Lors du mouvement de septembre-octobre, tous les facteurs des Landes nous ont rejoints. Il y avait longtemps que ça ne s'était pas vu, et certains bureaux ont été fermés à cent pour cent le 5 octobre.

Concrètement comment faites-vous pour que ça marche ?

C'est beaucoup de visites de bureaux, de prise de parole, de réunions après le travail. On fait des pique-niques, on s'organise avec l'union locale de Saint-Vincent-de-Tyrosse pour travailler avec elle, pour les réunions dans ses locaux.
On a la chance d'avoir des bureaux de poste qui sont syndicalement structurés. C'est ce qui permet d'obtenir ces résultats. C'est pourquoi lors des réorganisations tous les deux ans, on est moins impacté que d'autres bureaux où n'y a pas d'activité syndicale.

La réception de notre intersyndicale (CGT et FO) par le sous-préfet a été un élément déclencheur pour entrer en négociation avec la direction. Mais, si on réussit à obtenir quelques assouplissements, il ne faut pas se leurrer, ils sont dus à la mobilisation qui a été menée. De même, je crois que tout le travail mis en place lors des manifestations contre la loi travail a été un ciment qui permet aujourd'hui ces victoires.

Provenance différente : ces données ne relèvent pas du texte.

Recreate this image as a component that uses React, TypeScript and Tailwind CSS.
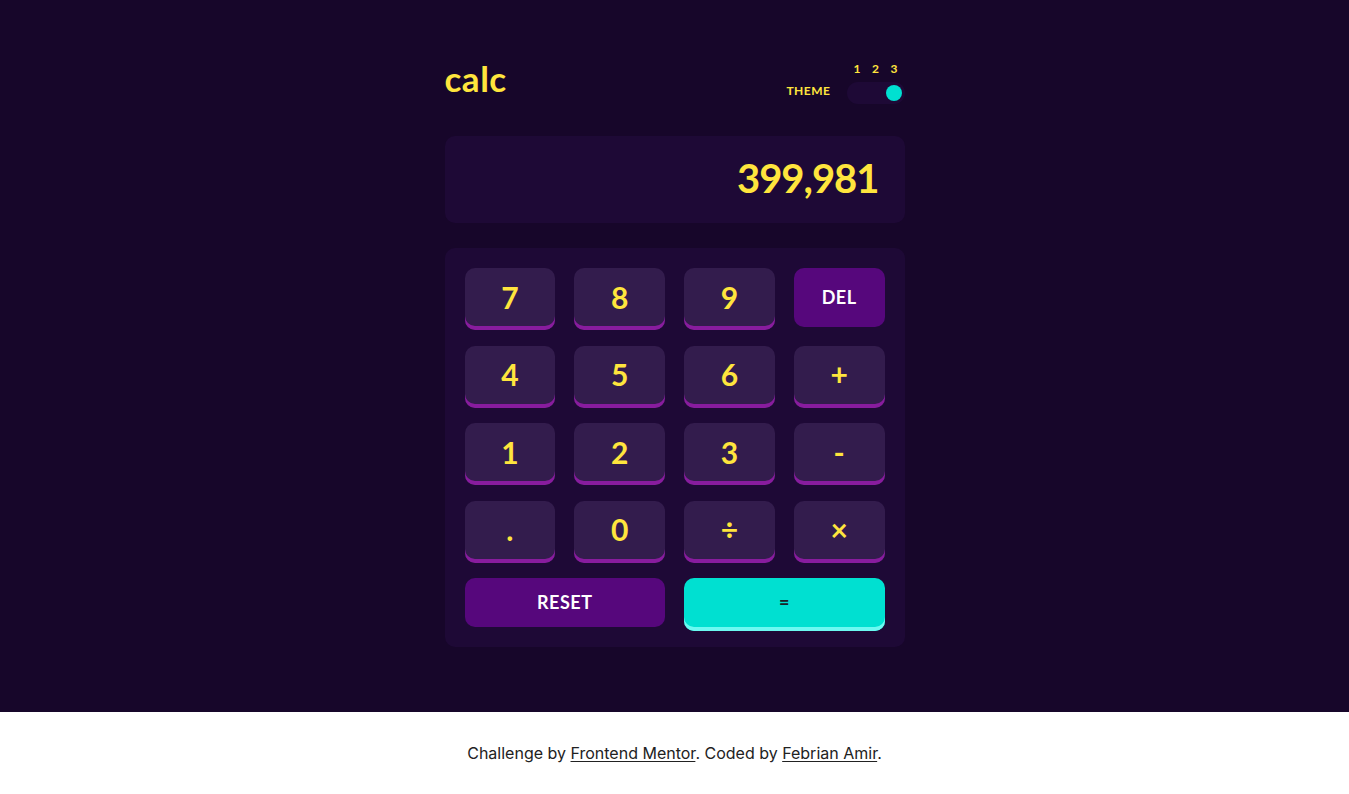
import React from "react";

const keyBase =
  "flex items-center justify-center rounded-[10px] text-[30px] font-bold text-[#ffe53d] bg-[#331c4d] shadow-[inset_0_-4px_0_#881c9e] h-[62px] pb-[4px]";

function Key({ label }: { label: string }) {
  return <button className={keyBase}>{label}</button>;
}

export default function App() {
  const font = { fontFamily: '"Lato", "Noto Sans", sans-serif' };
  return (
    <div className="min-h-[794px] flex flex-col">
      <main className="bg-[#17062a] h-[712px] flex justify-center" style={font}>
        <div className="w-[460px] pt-[60px]">
          <header className="flex items-start justify-between h-[76px]">
            <h1 className="text-[35px] font-bold text-[#ffe53d] leading-none mt-[1px] tracking-[0.5px]">calc</h1>
            <div className="flex items-end gap-[16px] mt-[3px]">
              <span className="text-[12px] font-bold text-[#ffe53d] tracking-[0.5px] mb-[4px]">THEME</span>
              <div className="flex flex-col items-center w-[58px]">
                <div className="flex justify-between w-[44px] text-[12px] font-bold text-[#ffe53d] leading-none mb-[7px]">
                  <span>1</span>
                  <span>2</span>
                  <span>3</span>
                </div>
                <div className="w-[58px] h-[22px] rounded-full bg-[#1e0936] flex items-center justify-end px-[3px]">
                  <span className="w-[16px] h-[16px] rounded-full bg-[#00e0d1]" />
                </div>
              </div>
            </div>
          </header>
          <div className="h-[87px] rounded-[10px] bg-[#1e0936] flex items-center justify-end px-[26px] pb-[4px]">
            <span className="text-[40px] font-bold text-[#ffe53d] leading-none tracking-[-1px]">399,981</span>
          </div>
          <div className="mt-[25px] rounded-[10px] bg-[#1e0936] h-[399px] px-[20px] pt-[20px] grid grid-cols-4 gap-x-[19px] gap-y-[15.5px] content-start">
            <Key label="7" />
            <Key label="8" />
            <Key label="9" />
            <button className="flex items-center justify-center rounded-[10px] h-[59px] bg-[#56077c] text-white text-[18px] font-bold tracking-[0.5px]">DEL</button>
            <Key label="4" />
            <Key label="5" />
            <Key label="6" />
            <Key label="+" />
            <Key label="1" />
            <Key label="2" />
            <Key label="3" />
            <Key label="-" />
            <Key label="." />
            <Key label="0" />
            <Key label="÷" />
            <Key label="×" />
            <button className="col-span-2 flex items-center justify-center rounded-[10px] h-[49px] bg-[#56077c] text-white text-[18px] font-bold tracking-[0.5px]">RESET</button>
            <button className="col-span-2 flex items-center justify-center rounded-[10px] h-[53px] pb-[4px] bg-[#00e0d1] shadow-[inset_0_-4px_0_#6cf9f1] text-[#1a2327] text-[18px] font-bold">=</button>
          </div>
        </div>
      </main>
      <footer
        className="bg-white h-[82px] flex items-center justify-center text-[16px] text-[#222]"
        style={{ fontFamily: '"Inter", sans-serif' }}
      >
        <p>
          Challenge by <a className="underline underline-offset-2">Frontend Mentor</a>. Coded by{" "}
          <a className="underline underline-offset-2">Febrian Amir</a>.
        </p>
      </footer>
    </div>
  );
}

À présent, on veut élargir cette bataille aux facteurs des départements limitrophes des Landes que sont les Hautes-Pyrénées et les Pyrénées-Atlantiques. On a les mêmes problématiques, les mêmes revendications. Cette dynamique née dans les Landes, on compte bien la propager, la prolonger en novembre par une mobilisation intersyndicale qui comprendra toutes les organisations, même la CFDT.